БЕЛУХИН. Завидую. Легендарный человек Николай Николаевич, Норильск открыл… За восемьдесят ему?
ИГОРЬ. Как говорится, с гаком. Но еще крепок, много работает, пишет книги. Елизавете Ивановне тоже за восемьдесят, а она до последнего времени водила машину. Недавно жаловалась: «Перестраховщики какие-то в автоинспекции, намекнули, будто у меня зрение начинает ухудшаться».
БЕЛУХИН. Старый закал! Скромный человек – Урванцев, у нас такого заслуженного и нет больше, а своего имени не дал ни острову, ни даже мысу захудалому. А мы сами и не догадываемся назвать.

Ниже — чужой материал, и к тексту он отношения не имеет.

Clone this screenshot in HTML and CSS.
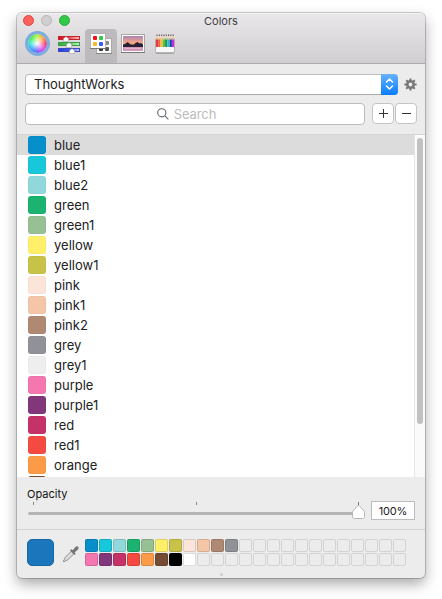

ЗОЗУЛЯ. Совершенно с вами согласен. Николай Николаевич сделал открытий в геологии Арктики больше, чем кто-либо иной, но имени его на карте, к нашему стыду, до сих пор нет. Хотя Урванцева я не поколебался бы еще при жизни назвать великим полярным исследователем.
ИГОРЬ. Отец тоже так считает.
ЗОЗУЛЯ. Очень рад, искренне рад, Игорь, что вы из такой семьи. Значит, по стопам отца?
ИГОРЬ. Старик захотел, чтобы после института я поварился в полярном котле. Вот я и варюсь.
СОЛДАТОВ. Против папаши я ничего не имею, а от тебя в этом котле навару, как от яиц.
КИСЛОВ. Хватит лаяться, Солдатов, потопали.
ЗОЗУЛЯ. Я вас провожу.
Зозуля, Кислов и Солдатов ушли.
С помощью костыля, который сколотил Дима, я выполз по малой нужде, споткнулся и растревожил ногу. Боль я держать умею, но все равно муторно. Вечером Лиза наложила на ступню какие-то дощечки, крепко-накрепко стянула их бинтом и, о чем она со смехом доложила, своей ночной рубашкой, но посетовала на отсутствие гипса, из чего я и заключил о переломе. Значит, как минимум на месяц я выбыл из строя, но мог выбыть и навсегда! До сих пор не понимаю, как Матвеич исхитрился в считанные секунды так здорово посадить самолет. Ничего не скажешь, повезло нашей чертовой дюжине, что за штурвалом был он, а не я.